### What is being asked
Filter out everything except lines holding "this".

### Data lines
============

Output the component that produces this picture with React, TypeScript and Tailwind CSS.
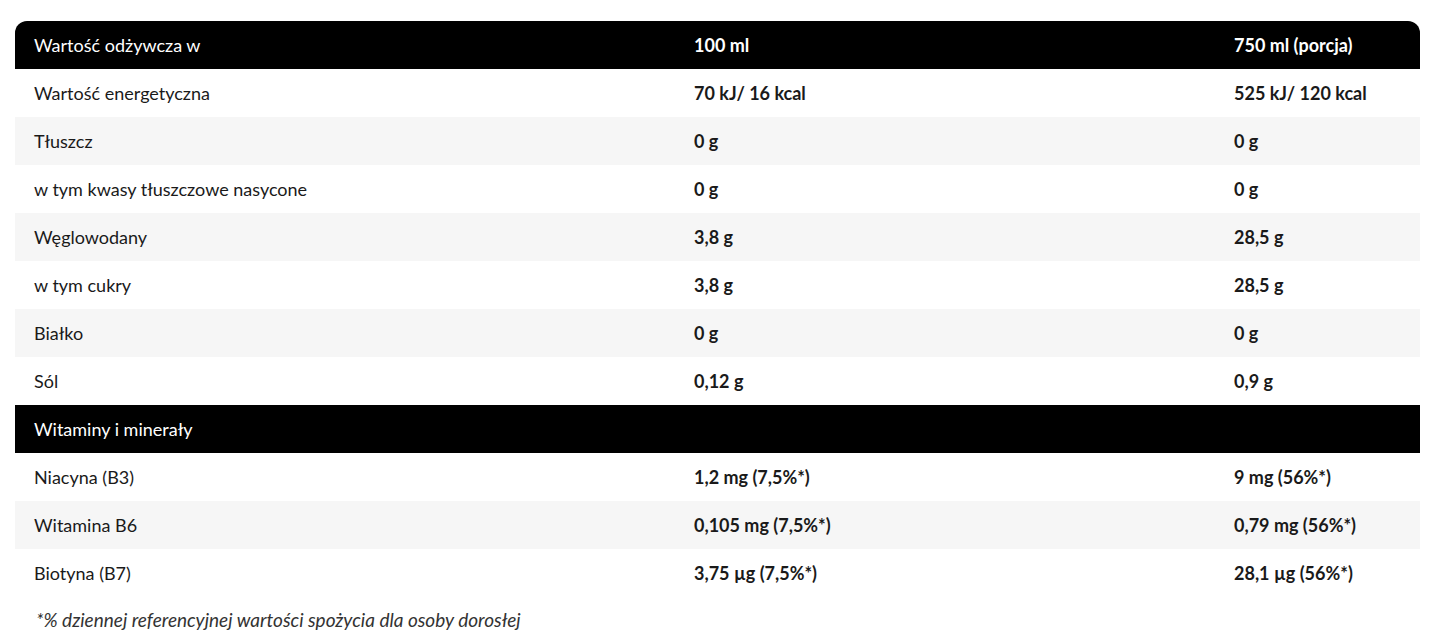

============

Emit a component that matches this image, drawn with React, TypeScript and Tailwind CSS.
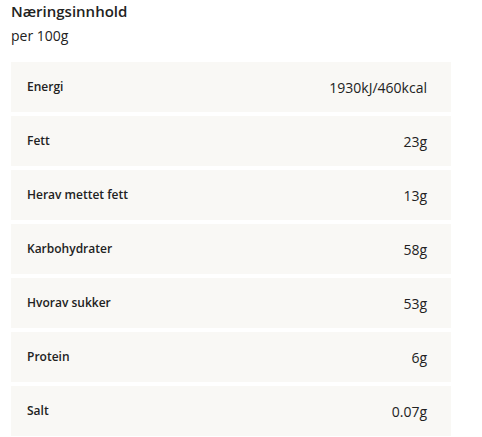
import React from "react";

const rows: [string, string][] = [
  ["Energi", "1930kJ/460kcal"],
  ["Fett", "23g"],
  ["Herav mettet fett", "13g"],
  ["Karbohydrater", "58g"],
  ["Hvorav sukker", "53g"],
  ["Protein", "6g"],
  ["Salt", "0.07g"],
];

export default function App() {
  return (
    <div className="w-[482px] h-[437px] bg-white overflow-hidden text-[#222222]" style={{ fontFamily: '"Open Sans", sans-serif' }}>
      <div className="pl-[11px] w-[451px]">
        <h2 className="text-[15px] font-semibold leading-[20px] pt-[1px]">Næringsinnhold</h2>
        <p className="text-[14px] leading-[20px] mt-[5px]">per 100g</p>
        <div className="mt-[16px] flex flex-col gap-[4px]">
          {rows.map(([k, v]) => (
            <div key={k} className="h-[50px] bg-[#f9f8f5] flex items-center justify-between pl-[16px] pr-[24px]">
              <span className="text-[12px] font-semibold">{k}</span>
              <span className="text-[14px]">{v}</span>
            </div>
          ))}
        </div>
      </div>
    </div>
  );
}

============

### Written response
Output the component that produces this picture with React, TypeScript and Tailwind CSS.
Emit a component that matches this image, drawn with React, TypeScript and Tailwind CSS.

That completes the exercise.